***** Records provided *****

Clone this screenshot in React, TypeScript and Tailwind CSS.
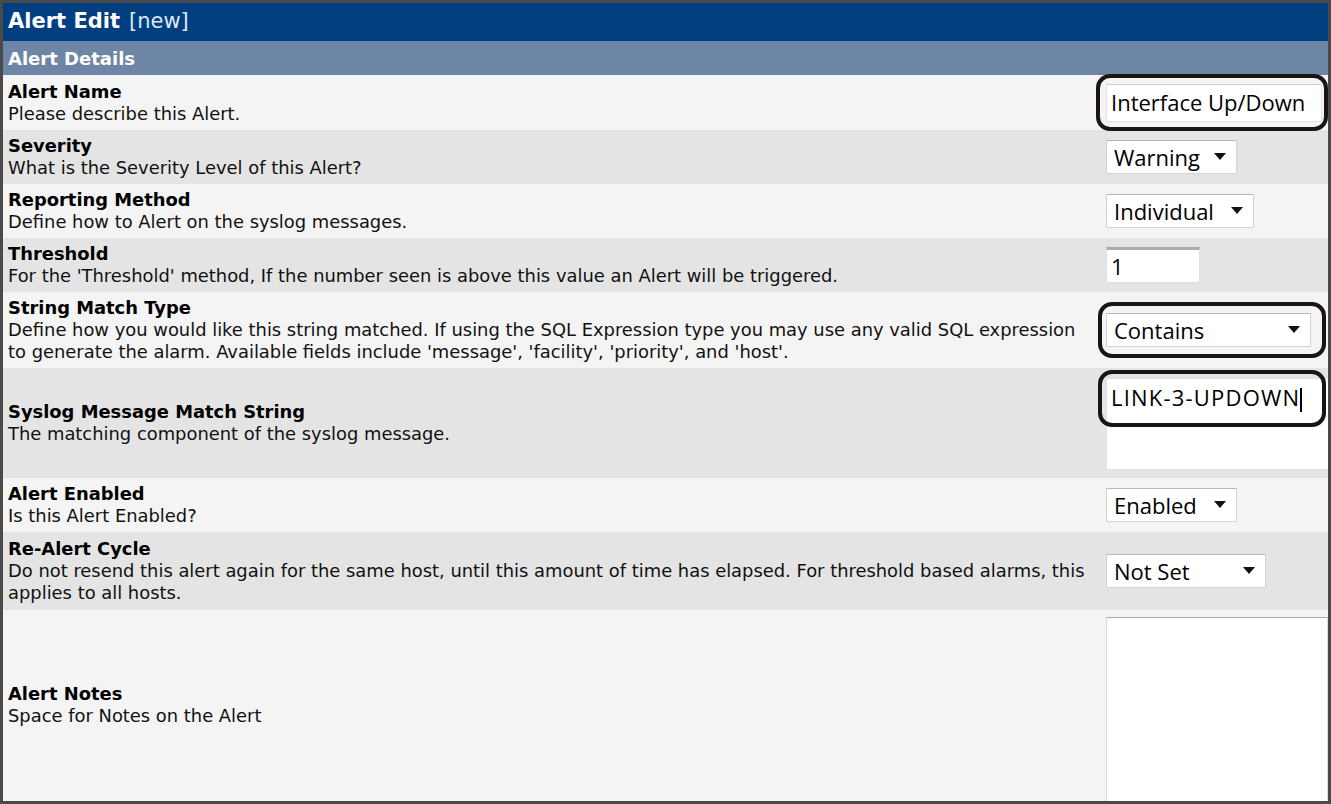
import { ReactNode } from 'react';

const labelFont = { fontFamily: '"DejaVu Sans", Verdana, sans-serif' };
const ctrlFont = { fontFamily: '"Open Sans", "Segoe UI", sans-serif' };

function Arrow() {
  return (
    <svg width="12" height="8" viewBox="0 0 12 8" className="shrink-0">
      <path d="M0 0 L12 0 L6 7 Z" fill="#111" />
    </svg>
  );
}

function Select({ value, width }: { value: string; width: string }) {
  return (
    <div
      className={`${width} h-[34px] bg-white border border-[#d4d4d4] border-t-[#b8b8b8] flex items-center justify-between pl-[7px] pr-[10px] text-[22px] text-black`}
      style={ctrlFont}
    >
      <span className="leading-none">{value}</span>
      <Arrow />
    </div>
  );
}

function Mark({ className }: { className: string }) {
  return <span className={`absolute border-[4px] border-[#1a1412] rounded-[14px] pointer-events-none ${className}`} />;
}

function Row({
  title,
  desc,
  dark,
  h,
  top,
  children,
}: {
  title: string;
  desc: ReactNode;
  dark?: boolean;
  h: string;
  top?: boolean;
  children: ReactNode;
}) {
  return (
    <div className={`flex shrink-0 ${h} ${dark ? 'bg-[#e4e4e4]' : 'bg-[#f4f4f4]'}`}>
      <div className="flex-1 flex flex-col justify-center pl-[5px] pr-3 text-[17.9px] leading-[22px] text-[#111]" style={labelFont}>
        <div className="font-bold text-black">{title}</div>
        <div>{desc}</div>
      </div>
      <div className={`w-[231px] pl-[9px] flex ${top ? 'items-start pt-[10px]' : 'items-center'}`}>{children}</div>
    </div>
  );
}

export default function App() {
  return (
    <div className="w-[1331px] h-[804px] bg-white overflow-hidden">
      <div className="h-[804px] border-[3px] border-[#4a4a4a] flex flex-col overflow-hidden bg-[#f4f4f4]">
        <div className="h-[38px] shrink-0 bg-[#023f80] flex items-center pl-[5px] text-white text-[21px]" style={labelFont}>
          <span className="font-bold">Alert Edit</span>
          <span className="ml-[9px] text-[#dfe6f0]">[new]</span>
        </div>
        <div className="h-[34px] shrink-0 bg-[#6e86a6] flex items-center pl-[5px] text-white text-[18px] font-bold" style={labelFont}>
          Alert Details
        </div>

        <Row title="Alert Name" desc="Please describe this Alert." h="h-[55px]">
          <div className="relative">
            <div
              className="w-[216px] h-[38px] bg-white border border-[#e2e2e2] border-t-[#cfcfcf] flex items-center pl-[4px] text-[22px] text-black"
              style={ctrlFont}
            >
              Interface Up/Down
            </div>
            <Mark className="-left-[10px] -top-[10px] -right-[6px] -bottom-[9px]" />
          </div>
        </Row>

        <Row title="Severity" desc="What is the Severity Level of this Alert?" dark h="h-[54px]">
          <Select value="Warning" width="w-[131px]" />
        </Row>

        <Row title="Reporting Method" desc="Define how to Alert on the syslog messages." h="h-[54px]">
          <Select value="Individual" width="w-[148px]" />
        </Row>

        <Row
          title="Threshold"
          desc="For the 'Threshold' method, If the number seen is above this value an Alert will be triggered."
          dark
          h="h-[54px]"
        >
          <div
            className="w-[94px] h-[36px] bg-white border border-[#e0e0e0] border-t-[3px] border-t-[#ababab] flex items-center pl-[4px] text-[22px] text-black"
            style={ctrlFont}
          >
            1
          </div>
        </Row>

        <Row
          title="String Match Type"
          desc={
            <>
              Define how you would like this string matched. If using the SQL Expression type you may use any valid SQL expression
              <br />
              to generate the alarm. Available fields include 'message', 'facility', 'priority', and 'host'.
            </>
          }
          h="h-[76px]"
        >
          <div className="relative">
            <Select value="Contains" width="w-[205px]" />
            <Mark className="-left-[8px] -top-[11px] -right-[15px] -bottom-[11px]" />
          </div>
        </Row>

        <Row title="Syslog Message Match String" desc="The matching component of the syslog message." dark h="h-[110px]" top>
          <div className="relative">
            <div
              className="w-[225px] h-[92px] bg-white border border-[#e2e2e2] pl-[4px] pt-[3px] text-[22px] tracking-[1.2px] text-black leading-[30px]"
              style={ctrlFont}
            >
              LINK-3-UPDOWN<span className="inline-block w-[2px] h-[24px] bg-black align-middle" />
            </div>
            <Mark className="-left-[8px] -top-[8px] w-[228px] h-[57px]" />
          </div>
        </Row>

        <Row title="Alert Enabled" desc="Is this Alert Enabled?" h="h-[54px]">
          <Select value="Enabled" width="w-[131px]" />
        </Row>

        <Row
          title="Re-Alert Cycle"
          desc={
            <>
              Do not resend this alert again for the same host, until this amount of time has elapsed. For threshold based alarms, this
              <br />
              applies to all hosts.
            </>
          }
          dark
          h="h-[78px]"
        >
          <Select value="Not Set" width="w-[160px]" />
        </Row>

        <div className="flex flex-1 min-h-0 overflow-hidden bg-[#f4f4f4]">
          <div className="flex-1 flex flex-col justify-center pl-[5px] pb-[2px] text-[17.9px] leading-[22px] text-[#111]" style={labelFont}>
            <div className="font-bold text-black">Alert Notes</div>
            <div>Space for Notes on the Alert</div>
          </div>
          <div className="w-[231px] pl-[9px] pt-[7px]">
            <div className="w-full h-[200px] bg-white border border-[#dcdcdc] border-t-[#a8a8a8]" />
          </div>
        </div>
      </div>
    </div>
  );
}
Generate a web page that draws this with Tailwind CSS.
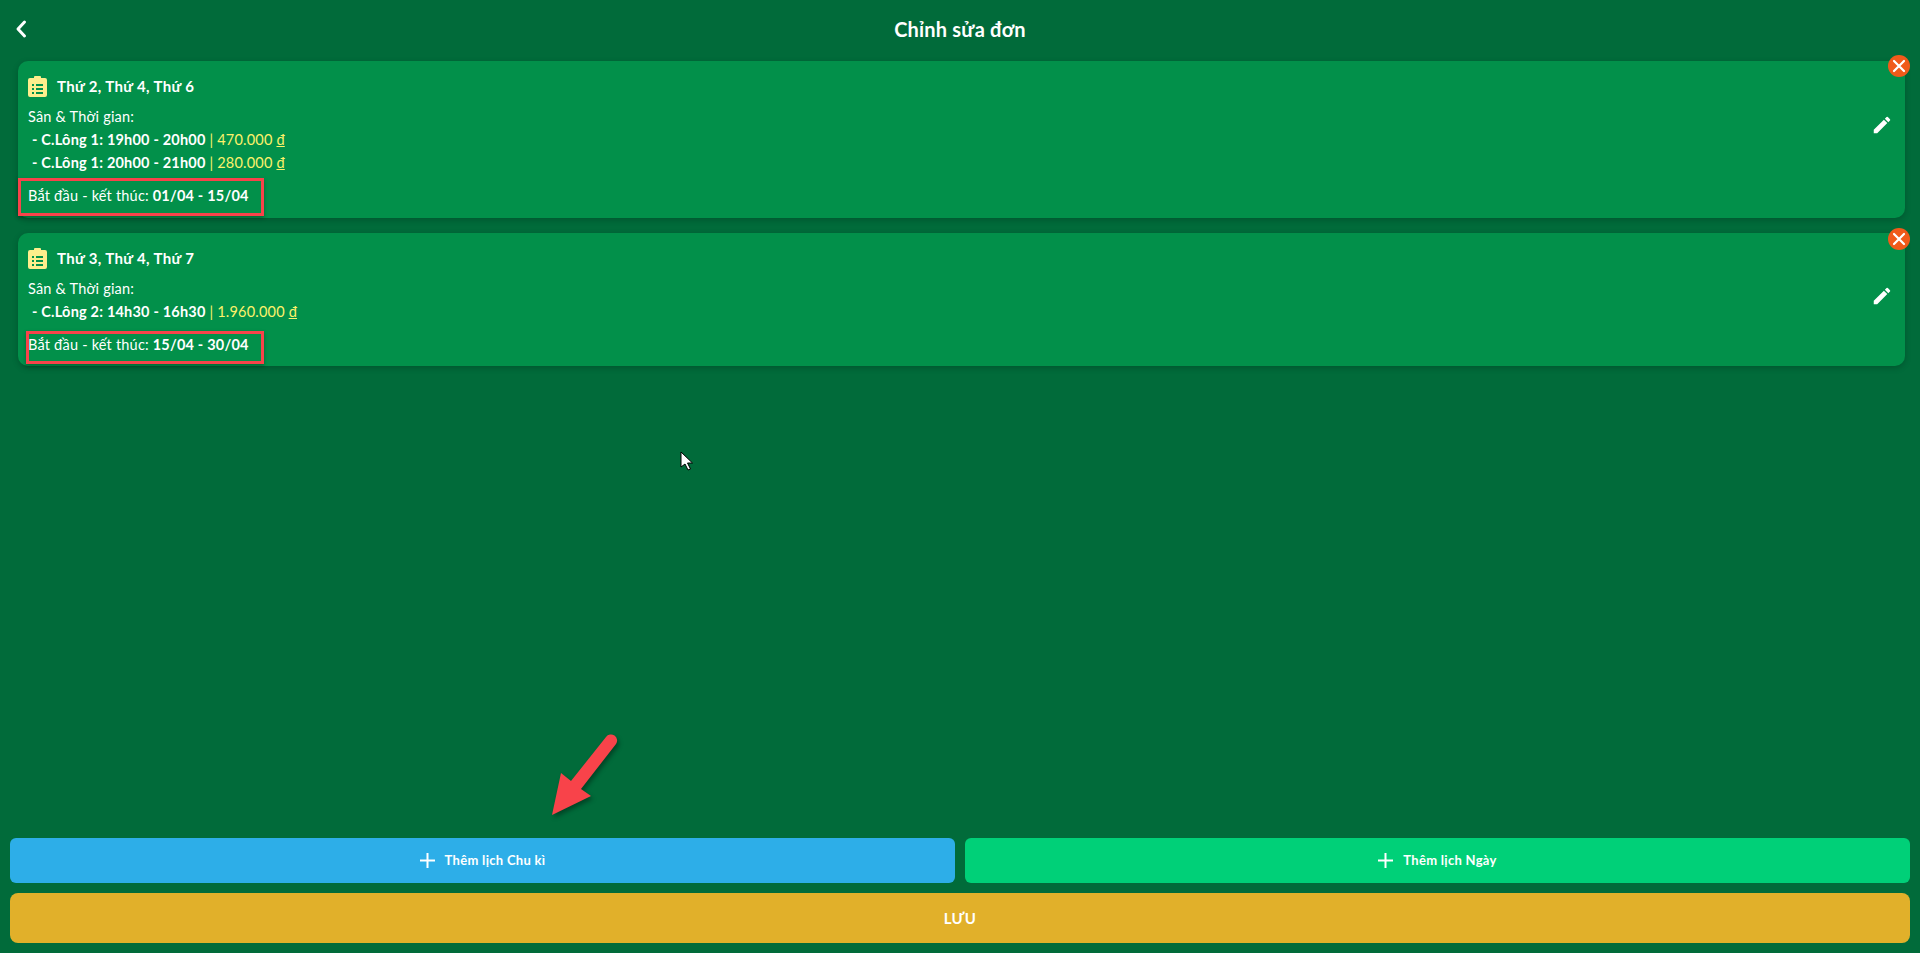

*****

Quote the records in their entirety, keeping the wording exact and excluding pictures.

Clone this screenshot in React, TypeScript and Tailwind CSS.
import { ReactNode } from 'react';

const labelFont = { fontFamily: '"DejaVu Sans", Verdana, sans-serif' };
const ctrlFont = { fontFamily: '"Open Sans", "Segoe UI", sans-serif' };

function Arrow() {
  return (
    <svg width="12" height="8" viewBox="0 0 12 8" className="shrink-0">
      <path d="M0 0 L12 0 L6 7 Z" fill="#111" />
    </svg>
  );
}

function Select({ value, width }: { value: string; width: string }) {
  return (
    <div
      className={`${width} h-[34px] bg-white border border-[#d4d4d4] border-t-[#b8b8b8] flex items-center justify-between pl-[7px] pr-[10px] text-[22px] text-black`}
      style={ctrlFont}
    >
      <span className="leading-none">{value}</span>
      <Arrow />
    </div>
  );
}

function Mark({ className }: { className: string }) {
  return <span className={`absolute border-[4px] border-[#1a1412] rounded-[14px] pointer-events-none ${className}`} />;
}

function Row({
  title,
  desc,
  dark,
  h,
  top,
  children,
}: {
  title: string;
  desc: ReactNode;
  dark?: boolean;
  h: string;
  top?: boolean;
  children: ReactNode;
}) {
  return (
    <div className={`flex shrink-0 ${h} ${dark ? 'bg-[#e4e4e4]' : 'bg-[#f4f4f4]'}`}>
      <div className="flex-1 flex flex-col justify-center pl-[5px] pr-3 text-[17.9px] leading-[22px] text-[#111]" style={labelFont}>
        <div className="font-bold text-black">{title}</div>
        <div>{desc}</div>
      </div>
      <div className={`w-[231px] pl-[9px] flex ${top ? 'items-start pt-[10px]' : 'items-center'}`}>{children}</div>
    </div>
  );
}

export default function App() {
  return (
    <div className="w-[1331px] h-[804px] bg-white overflow-hidden">
      <div className="h-[804px] border-[3px] border-[#4a4a4a] flex flex-col overflow-hidden bg-[#f4f4f4]">
        <div className="h-[38px] shrink-0 bg-[#023f80] flex items-center pl-[5px] text-white text-[21px]" style={labelFont}>
          <span className="font-bold">Alert Edit</span>
          <span className="ml-[9px] text-[#dfe6f0]">[new]</span>
        </div>
        <div className="h-[34px] shrink-0 bg-[#6e86a6] flex items-center pl-[5px] text-white text-[18px] font-bold" style={labelFont}>
          Alert Details
        </div>

        <Row title="Alert Name" desc="Please describe this Alert." h="h-[55px]">
          <div className="relative">
            <div
              className="w-[216px] h-[38px] bg-white border border-[#e2e2e2] border-t-[#cfcfcf] flex items-center pl-[4px] text-[22px] text-black"
              style={ctrlFont}
            >
              Interface Up/Down
            </div>
            <Mark className="-left-[10px] -top-[10px] -right-[6px] -bottom-[9px]" />
          </div>
        </Row>

        <Row title="Severity" desc="What is the Severity Level of this Alert?" dark h="h-[54px]">
          <Select value="Warning" width="w-[131px]" />
        </Row>

        <Row title="Reporting Method" desc="Define how to Alert on the syslog messages." h="h-[54px]">
          <Select value="Individual" width="w-[148px]" />
        </Row>

        <Row
          title="Threshold"
          desc="For the 'Threshold' method, If the number seen is above this value an Alert will be triggered."
          dark
          h="h-[54px]"
        >
          <div
            className="w-[94px] h-[36px] bg-white border border-[#e0e0e0] border-t-[3px] border-t-[#ababab] flex items-center pl-[4px] text-[22px] text-black"
            style={ctrlFont}
          >
            1
          </div>
        </Row>

        <Row
          title="String Match Type"
          desc={
            <>
              Define how you would like this string matched. If using the SQL Expression type you may use any valid SQL expression
              <br />
              to generate the alarm. Available fields include 'message', 'facility', 'priority', and 'host'.
            </>
          }
          h="h-[76px]"
        >
          <div className="relative">
            <Select value="Contains" width="w-[205px]" />
            <Mark className="-left-[8px] -top-[11px] -right-[15px] -bottom-[11px]" />
          </div>
        </Row>

        <Row title="Syslog Message Match String" desc="The matching component of the syslog message." dark h="h-[110px]" top>
          <div className="relative">
            <div
              className="w-[225px] h-[92px] bg-white border border-[#e2e2e2] pl-[4px] pt-[3px] text-[22px] tracking-[1.2px] text-black leading-[30px]"
              style={ctrlFont}
            >
              LINK-3-UPDOWN<span className="inline-block w-[2px] h-[24px] bg-black align-middle" />
            </div>
            <Mark className="-left-[8px] -top-[8px] w-[228px] h-[57px]" />
          </div>
        </Row>

        <Row title="Alert Enabled" desc="Is this Alert Enabled?" h="h-[54px]">
          <Select value="Enabled" width="w-[131px]" />
        </Row>

        <Row
          title="Re-Alert Cycle"
          desc={
            <>
              Do not resend this alert again for the same host, until this amount of time has elapsed. For threshold based alarms, this
              <br />
              applies to all hosts.
            </>
          }
          dark
          h="h-[78px]"
        >
          <Select value="Not Set" width="w-[160px]" />
        </Row>

        <div className="flex flex-1 min-h-0 overflow-hidden bg-[#f4f4f4]">
          <div className="flex-1 flex flex-col justify-center pl-[5px] pb-[2px] text-[17.9px] leading-[22px] text-[#111]" style={labelFont}>
            <div className="font-bold text-black">Alert Notes</div>
            <div>Space for Notes on the Alert</div>
          </div>
          <div className="w-[231px] pl-[9px] pt-[7px]">
            <div className="w-full h-[200px] bg-white border border-[#dcdcdc] border-t-[#a8a8a8]" />
          </div>
        </div>
      </div>
    </div>
  );
}
Generate a web page that draws this with Tailwind CSS.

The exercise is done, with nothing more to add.